= Thomas Scrope, 5th Baron Scrope of Masham =

Thomas Scrope, 5th Baron Scrope of Masham (c. 1429-1475) was the third surviving son of John Scrope, 4th Baron Scrope of Masham. He succeeded to his father's title and estates in 1455 at the age of twenty-six, as 5th Baron Scrope of Masham, and was summoned to Parliament from 9 October 1459 until 19 August 1472. He married by settlement, dated 4 May 1453, Elizabeth de Greystoke, daughter of Ralph de Greystoke, 5th Baron Greystoke and Elizabeth FitzHugh. Loyal to King Henry VI of England and the House of Lancaster in the early years of the Wars of the Roses, he was granted an annuity of twenty Marks in 1459, 'for services against the House of York.' He died in 1475; his widow Elizabeth, who married again, survived until the first year of the reign of King Richard III of England, dying in December 1483.
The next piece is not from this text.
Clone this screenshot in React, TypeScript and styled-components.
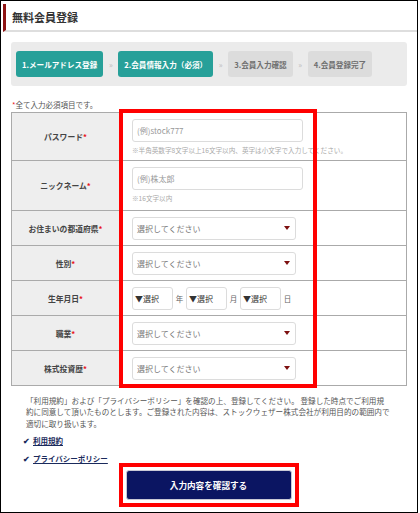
import React from "react"
import styled, { createGlobalStyle } from "styled-components"

const GlobalStyle = createGlobalStyle`
	html, body {
		margin: 0;
		padding: 0;
		background: #fff;
	}
	body {
		font-family: "Noto Sans CJK JP", "Noto Sans", sans-serif;
		color: #333;
	}
`

const steps = [
	{ label: "1.メールアドレス登録", active: true },
	{ label: "2.会員情報入力（必須）", active: true },
	{ label: "3.会員入力確認", active: false },
	{ label: "4.会員登録完了", active: false },
]

const selectRows = ["お住まいの都道府県", "性別"]
const lowerRows = ["職業", "株式投資歴"]

const Frame = styled.div`
	position: relative;
	box-sizing: border-box;
	width: 418px;
	height: 513px;
	border: 1px solid #000;
	overflow: hidden;
`

const Header = styled.div`
	display: flex;
	align-items: center;
	margin: 3px 0 0 2px;
	height: 26px;
	padding-left: 6px;
	border-left: 3px solid #8e1313;
	border-bottom: 2px solid #dedede;
	font-size: 11px;
	font-weight: 700;
	color: #333;
`

const Content = styled.div`
	margin: 10px 10px 0 10px;
	display: flex;
	flex-direction: column;
`

const StepBar = styled.div`
	display: flex;
	align-items: center;
	height: 44px;
	padding: 0 5px;
	background: #ebebeb;
	border-radius: 3px;
`

const Step = styled.div<{ $active: boolean }>`
	display: flex;
	align-items: center;
	height: 26px;
	padding: 0 6px;
	border-radius: 3px;
	background: ${(p) => (p.$active ? "#27a099" : "#dcdcdc")};
	color: ${(p) => (p.$active ? "#fff" : "#6f6f6f")};
	font-size: 7.6px;
	font-weight: 700;
	white-space: nowrap;
`

const StepArrow = styled.span`
	width: 15px;
	text-align: center;
	color: #bbb;
	font-size: 8px;
`

const RequiredNote = styled.div`
	margin-top: 12px;
	height: 14px;
	font-size: 7.5px;
	color: #555;
	line-height: 14px;
	padding-left: 1px;
`

const Star = styled.span`
	color: #e8141b;
`

const Table = styled.div`
	display: flex;
	flex-direction: column;
	border: 1px solid #aaa;
	width: 396px;
	box-sizing: border-box;
`

const Row = styled.div<{ $h: number }>`
	box-sizing: border-box;
	display: grid;
	grid-template-columns: 108px 1fr;
	height: ${(p) => p.$h}px;
	border-bottom: 1px solid #aaa;
	&:last-child {
		border-bottom: none;
	}
`

const Label = styled.div`
	display: flex;
	align-items: center;
	justify-content: center;
	background: #eeeeee;
	border-right: 1px solid #aaa;
	font-size: 7.8px;
	font-weight: 700;
	color: #444;
`

const Cell = styled.div<{ $top?: boolean }>`
	display: flex;
	flex-direction: column;
	justify-content: ${(p) => (p.$top ? "flex-start" : "center")};
	padding: ${(p) => (p.$top ? "6px 0 0 12px" : "0 0 0 12px")};
`

const TextInput = styled.div`
	box-sizing: border-box;
	width: 171px;
	height: 23px;
	display: flex;
	align-items: center;
	padding-left: 4px;
	border: 1px solid #dcdcdc;
	border-radius: 3px;
	font-size: 8px;
	color: #999;
`

const Hint = styled.div`
	margin-top: 3px;
	font-size: 6.6px;
	color: #aaa;
	white-space: nowrap;
`

const Select = styled.div<{ $w: number }>`
	box-sizing: border-box;
	width: ${(p) => p.$w}px;
	height: 23px;
	display: flex;
	align-items: center;
	justify-content: space-between;
	padding: 0 5px 0 4px;
	border: 1px solid #dcdcdc;
	border-radius: 3px;
	font-size: 8px;
	color: #777;
`

const Caret = styled.span`
	width: 0;
	height: 0;
	border-left: 3px solid transparent;
	border-right: 3px solid transparent;
	border-top: 4px solid #7d1010;
`

const DateRow = styled.div`
	display: flex;
	align-items: center;
`

const DateSelect = styled.div`
	box-sizing: border-box;
	width: 41px;
	height: 23px;
	display: flex;
	align-items: center;
	padding-left: 2px;
	border: 1px solid #dcdcdc;
	border-radius: 3px;
	font-size: 8px;
	color: #333;
`

const DateUnit = styled.span`
	width: 13px;
	text-align: center;
	font-size: 7.5px;
	color: #666;
`

const Notice = styled.p`
	margin: 9px 0 0 15px;
	width: 378px;
	font-size: 7.6px;
	line-height: 11.3px;
	color: #555;
`

const LinkRow = styled.div<{ $gap: number }>`
	display: flex;
	align-items: center;
	gap: 3px;
	margin: ${(p) => p.$gap}px 0 0 12px;
	font-size: 7.5px;
	font-weight: 700;
`

const Check = styled.span`
	color: #1a2a5c;
	font-size: 8px;
`

const Link = styled.a`
	color: #1a2a5c;
	text-decoration: underline;
`

const ButtonWrap = styled.div`
	display: flex;
	justify-content: center;
	margin-top: -1px;
	padding-right: 1px;
`

const ButtonHighlight = styled.div`
	display: flex;
	padding: 3px;
	border: 4px solid #ff0000;
`

const SubmitButton = styled.button`
	width: 166px;
	height: 30px;
	border: 1px solid #c9c9d6;
	border-radius: 3px;
	background: #0b1562;
	color: #fff;
	font-family: inherit;
	font-size: 8.6px;
	font-weight: 700;
`

const Highlight = styled.div`
	position: absolute;
	left: 118px;
	top: 108px;
	width: 198px;
	height: 279px;
	box-sizing: border-box;
	border: 4px solid #ff0000;
	pointer-events: none;
`

function LabelText({ text }: { text: string }) {
	return (
		<Label>
			{text}
			<Star>*</Star>
		</Label>
	)
}

function SelectRow({ label, h }: { label: string; h: number }) {
	return (
		<Row $h={h}>
			<LabelText text={label} />
			<Cell>
				<Select $w={164}>
					選択してください
					<Caret />
				</Select>
			</Cell>
		</Row>
	)
}

export default function App() {
	return (
		<Frame>
			<GlobalStyle />
			<Header>無料会員登録</Header>
			<Content>
				<StepBar>
					{steps.map((s, i) => (
						<React.Fragment key={s.label}>
							{i > 0 && <StepArrow>»</StepArrow>}
							<Step $active={s.active}>{s.label}</Step>
						</React.Fragment>
					))}
				</StepBar>
				<RequiredNote>
					<Star>*</Star>全て入力必須項目です。
				</RequiredNote>
				<Table>
					<Row $h={48}>
						<LabelText text="パスワード" />
						<Cell $top>
							<TextInput>(例)stock777</TextInput>
							<Hint>※半角英数字8文字以上16文字以内、英字は小文字で入力してください。</Hint>
						</Cell>
					</Row>
					<Row $h={50}>
						<LabelText text="ニックネーム" />
						<Cell $top>
							<TextInput>(例)株太郎</TextInput>
							<Hint>※16文字以内</Hint>
						</Cell>
					</Row>
					{selectRows.map((l) => (
						<SelectRow key={l} label={l} h={35} />
					))}
					<Row $h={35}>
						<LabelText text="生年月日" />
						<Cell>
							<DateRow>
								<DateSelect>▼選択</DateSelect>
								<DateUnit>年</DateUnit>
								<DateSelect>▼選択</DateSelect>
								<DateUnit>月</DateUnit>
								<DateSelect>▼選択</DateSelect>
								<DateUnit>日</DateUnit>
							</DateRow>
						</Cell>
					</Row>
					{lowerRows.map((l, i) => (
						<SelectRow key={l} label={l} h={i === 1 ? 34 : 35} />
					))}
				</Table>
				<Notice>
					「利用規約」および「プライバシーポリシー」を確認の上、登録してください。 登録した時点でご利用規
					<br />
					約に同意して頂いたものとします。ご登録された内容は、ストックウェザー株式会社が利用目的の範囲内で
					<br />
					適切に取り扱います。
				</Notice>
				<LinkRow $gap={6}>
					<Check>✔</Check>
					<Link>利用規約</Link>
				</LinkRow>
				<LinkRow $gap={7}>
					<Check>✔</Check>
					<Link>プライバシーポリシー</Link>
				</LinkRow>
				<ButtonWrap>
					<ButtonHighlight>
						<SubmitButton>入力内容を確認する</SubmitButton>
					</ButtonHighlight>
				</ButtonWrap>
			</Content>
			<Highlight />
		</Frame>
	)
}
Thomas Scrope and his wife Elizabeth had four sons, all of whom inherited the barony. Thomas Scrope, his namesake and eldest, inherited on his father's death, and his brothers, due to repeated childlessness, inherited in turn; Henry Scrope, Ralph Scrope, and Geoffrey Scrope. The fifth baron also had three daughters; Alice Scrope married Sir James Strangways, the grandson of Sir James Strangways, Margaret Scrope married a cousin, Sir Christopher Danby, Sr. of Farnley, Yorkshire, and their son was Sir Christopher Danby, Jr., and Elizabeth Scrope married Ralph Fitz-Randall, of Spennithorne.